Male Pine Grosbeak, Chignik Lake, Alaska, February 3, 2017
Actually not grosbeaks at all but a member of the finch family, their large beaks are useful for feeding on leaf buds, much as ptarmigan which have similarly robust beaks.

I had only recently acquired the kind of camera equipment necessary for serious avifauna documentation when one fall morning as I was walking through the village, 20 pounds of camera, lens and tripod slung over my shoulder, a flock of Pine Grosbeaks descended all around me in the willows, scrub alders and salmonberry brakes along the dirt road. I knew the species from books but had never encountered them. Keen to get photographs, I set up to shoot.
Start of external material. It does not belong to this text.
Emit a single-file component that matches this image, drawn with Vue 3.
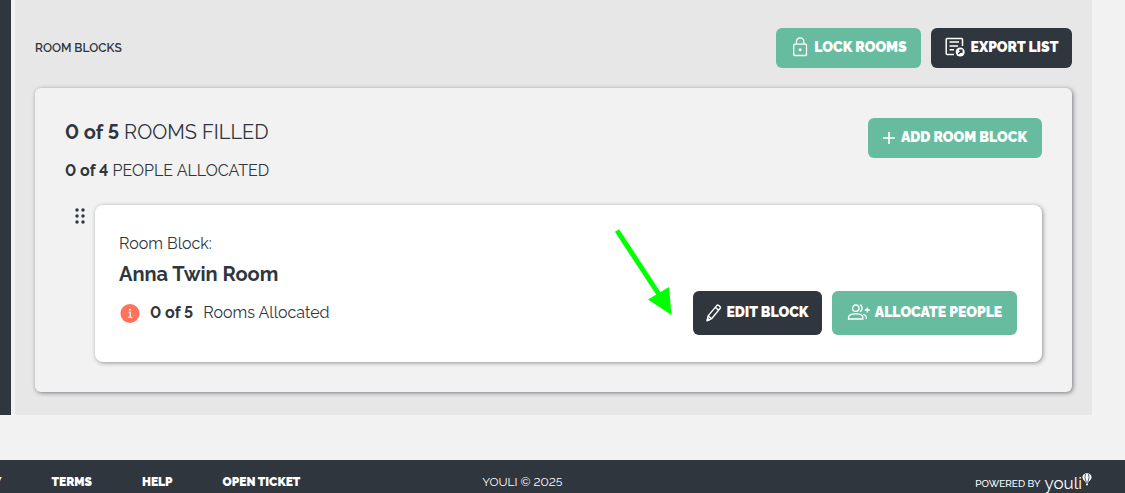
<script setup>
const links = ['PRIVACY', 'TERMS', 'HELP', 'OPEN TICKET']
const dots = [2, 8, 14]
</script>

<template>
  <div class="page">
    <div class="workspace">
      <aside class="rail"></aside>
      <main class="main">
        <header class="bar">
          <h1 class="heading">ROOM BLOCKS</h1>
          <div class="actions">
            <button type="button" class="btn green lock">
              <svg width="16" height="20" viewBox="0 0 16 20" fill="none" stroke="currentColor" stroke-width="1.3">
                <rect x="1.7" y="7.2" width="12.8" height="11.3" rx="1" />
                <path d="M4.4 7V4.6a3.7 3.7 0 0 1 7.4 0V7" />
                <circle cx="8.1" cy="12.8" r="1.5" fill="currentColor" stroke="none" />
              </svg>
              <span>LOCK ROOMS</span>
            </button>
            <button type="button" class="btn dark export">
              <svg width="20" height="20" viewBox="0 0 20 20" fill="none" stroke="currentColor" stroke-width="1.5">
                <path d="M17.5 9V2.4a1 1 0 0 0-1-1H2.2a1 1 0 0 0-1 1v14.2a1 1 0 0 0 1 1H9" />
                <path d="M4.5 5h9.5M4.5 8.9h8.5M4.5 12.8h4.5" />
                <circle cx="15.2" cy="15" r="4.5" fill="currentColor" stroke="none" />
                <path class="cut" d="M13.3 16.9l3.4-3.5M14.1 13.3h2.7V16" />
              </svg>
              <span>EXPORT LIST</span>
            </button>
          </div>
        </header>

        <section class="panel">
          <div class="summary">
            <div>
              <p class="filled"><strong>0 of 5</strong> ROOMS FILLED</p>
              <p class="people"><strong>0 of 4</strong> PEOPLE ALLOCATED</p>
            </div>
            <button type="button" class="btn green add">
              <svg width="12" height="14" viewBox="0 0 12 14" stroke="currentColor" stroke-width="1.6">
                <path d="M6 2v12M0 8h12" />
              </svg>
              <span>ADD ROOM BLOCK</span>
            </button>
          </div>

          <div class="row">
            <button type="button" class="handle" aria-label="Reorder">
              <svg width="10" height="16" viewBox="0 0 10 16" fill="currentColor">
                <template v-for="y in dots" :key="y">
                  <circle cx="2" :cy="y" r="1.7" />
                  <circle cx="8" :cy="y" r="1.7" />
                </template>
              </svg>
            </button>
            <article class="block">
              <div class="info">
                <p class="label">Room Block:</p>
                <h2 class="name">Anna Twin Room</h2>
                <p class="status">
                  <svg width="21" height="20" viewBox="0 0 21 20">
                    <circle cx="11" cy="10.500" r="9.500" fill="#ff725c" />
                    <path d="M9.500 9.200h1.700v5M9 14.300h4.200" fill="none" stroke="#fff" stroke-width="1.1" />
                    <circle cx="11" cy="6.700" r="1" fill="#fff" />
                  </svg>
                  <strong>0 of 5</strong>
                  <span>Rooms Allocated</span>
                </p>
              </div>
              <div class="actions">
                <button type="button" class="btn dark tall edit">
                  <svg width="16" height="20" viewBox="0 0 16 20" fill="none" stroke="currentColor" stroke-width="1.4" stroke-linejoin="round">
                    <path d="M1.2 18.700l.9-4.800L10.700 3.600q.8-.9 1.800-.2l1.500 1.200q.9.8.2 1.700L5.600 16.700z" />
                    <path d="M2.100 13.900l3.500 2.800M9.200 5.400l3.500 2.800M1.200 18.700l.4-2.200 1.600 1.300z" />
                  </svg>
                  <span>EDIT BLOCK</span>
                </button>
                <button type="button" class="btn green tall allocate">
                  <svg width="24" height="18" viewBox="0 0 24 18" fill="none" stroke="currentColor" stroke-width="1.3">
                    <circle cx="8.8" cy="5.2" r="3.2" />
                    <path d="M1.500 16v-1.500c0-2.400 3.400-3.600 7.200-3.600s7.200 1.200 7.200 3.600V16z" />
                    <path d="M13 2c2.600.3 2.600 6 0 6.400M16.200 11.300c2.400.6 3.400 1.800 3.200 4.700M20.300 4.500v5M17.800 7h5" />
                  </svg>
                  <span>ALLOCATE PEOPLE</span>
                </button>
              </div>
              <svg class="arrow" width="60" height="86" viewBox="0 0 60 86" aria-hidden="true">
                <path d="M3 1.500L46 67" stroke="#00ff00" stroke-width="5" />
                <path d="M34 70.500L55 58 57.500 86z" fill="#00ff00" />
              </svg>
            </article>
          </div>
        </section>
      </main>
    </div>

    <footer class="footer">
      <nav class="nav">
        <a v-for="link in links" :key="link" href="#">{{ link }}</a>
      </nav>
      <div class="legal">
        <span>YOULI © 2025</span>
        <div class="powered">
          <span>POWERED BY</span>
          <a class="logo" href="#">
            <span>youli</span>
            <svg width="10" height="13" viewBox="0 0 10 13">
              <path d="M5 .3C7.700.3 9.600 2 9.600 4.300 9.600 6.600 7 8 6.200 9.600H3.800C3 8 .4 6.600.4 4.300.4 2 2.300.3 5 .3z" fill="#fff" />
              <path d="M3.500 1Q2 4.500 4.200 9M6.500 1Q8 4.500 5.800 9" fill="none" stroke="#2f363e" stroke-width=".8" />
              <path d="M4 10.600h2v1.600H4z" fill="#fff" />
            </svg>
          </a>
        </div>
      </div>
    </footer>
  </div>
</template>

<style>
body {
  margin: 0;
  background: #f2f2f2;
}
</style>

<style scoped>
.page {
  font-family: Raleway, Lato, sans-serif;
  font-variant-numeric: lining-nums;
  font-size: 16px;
  line-height: 20px;
  color: #2f363e;
}
p, h1, h2 {
  margin: 0;
}
strong {
  font-weight: 700;
}
.workspace {
  display: flex;
  gap: 4px;
  margin-right: 33px;
}
.rail {
  width: 11px;
  background: #2f363e;
}
.main {
  flex: 1;
  padding: 28px 20px 23px;
  background: #e7e7e7;
}
.bar, .summary {
  display: flex;
  justify-content: space-between;
  align-items: center;
}
.bar {
  margin-bottom: 20px;
}
.heading {
  font-size: 12px;
  font-weight: 600;
}
.actions {
  display: flex;
  gap: 10px;
}
.btn {
  display: flex;
  align-items: center;
  justify-content: center;
  gap: 6px;
  height: 40px;
  padding: 0 0 2px;
  border: 0;
  border-radius: 6px;
  color: #fff;
  font: 900 14px/20px Raleway, Lato, sans-serif;
  white-space: nowrap;
}
.tall {
  height: 44px;
}
.green {
  background: #67bca0;
}
.dark {
  background: #2f363e;
}
.cut {
  stroke: #2f363e;
}
.lock {
  width: 145px;
  padding-left: 2px;
}
.export {
  width: 141px;
}
.add {
  width: 174px;
}
.edit {
  width: 129px;
  gap: 4px;
}
.allocate {
  width: 185px;
  gap: 4px;
}
.panel {
  padding: 30px;
  border-radius: 6px;
  background: #f2f2f2;
  box-shadow: 1px 1px 4px rgba(47, 54, 62, 0.6);
}
.summary {
  align-items: flex-start;
  margin-bottom: 24px;
}
.filled {
  font-size: 20px;
  line-height: 28px;
  margin-bottom: 14px;
}
.people {
  line-height: 21px;
}
.row {
  display: flex;
  align-items: flex-start;
  gap: 10px;
  padding-left: 10px;
}
.handle {
  display: flex;
  width: 10px;
  padding: 3px 0 0;
  border: 0;
  background: none;
  color: #2f363e;
}
.block {
  position: relative;
  flex: 1;
  display: flex;
  justify-content: space-between;
  align-items: flex-end;
  padding: 29px 25px 27px 24px;
  border-radius: 8px;
  background: #fff;
  box-shadow: 1px 1px 4px rgba(47, 54, 62, 0.5);
}
.name {
  margin: 6px 0 15px;
  font-size: 20px;
  line-height: 28px;
  font-weight: 700;
}
.status {
  display: flex;
  align-items: center;
  gap: 10px;
  margin-bottom: 12px;
}
.arrow {
  position: absolute;
  right: 368px;
  top: 24px;
  overflow: visible;
}
.footer {
  display: grid;
  grid-template-columns: 3fr 4fr;
  margin-top: 45px;
  padding-top: 12px;
  background: #2f363e;
  color: #fff;
  font-size: 12px;
}
.nav {
  display: flex;
  gap: 50px;
  margin-left: -49px;
}
.nav a {
  color: #fff;
  font-weight: 900;
  text-decoration: none;
  white-space: nowrap;
}
.legal {
  display: flex;
  justify-content: space-between;
  padding-right: 33px;
}
.powered {
  display: flex;
  align-items: flex-end;
  gap: 4px;
  height: 21px;
  font-size: 10px;
  font-weight: 500;
  line-height: 18px;
}
.logo {
  display: flex;
  color: #fff;
  text-decoration: none;
  font-size: 17px;
  font-weight: 400;
  line-height: 20px;
}
</style>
No sooner was I in position than one of their tribe flew over, rested for a moment on the long lens of my camera, and then hopped onto on my head. A passage from Walden came immediately to mind:

  “I once had a sparrow alight upon my shoulder for a moment while I was hoeing in a village
  garden, and I felt that I was more distinguished by that circumstance than I should have been by any epaulette I could have worn.” (Thoreau, Walden, “Winter Animals”)

I quickly made photographs documenting the species’ presence in that part of the world (David Narver did not observe them in the Chignik Drainage during his field work in the early 1960’s, and they are listed as “rare” or “uncommon” on peninsular checklists), but the species proved to be common in the years we were at The Lake and year by year I improved on those first pictures. As I continue sorting through the many thousands of photographs comprising “The Chignik Files,” I will show other photos of these beautiful finches… the Cardinal of the Far North.

Superb Owl Sunday!

Boreal OwlDenali National Park, June 6, 2017

I’ve gone around knocking on hollow trees most of my adult life, hoping a flying squirrel or owl would pop it’s head out. And then one day, it happened!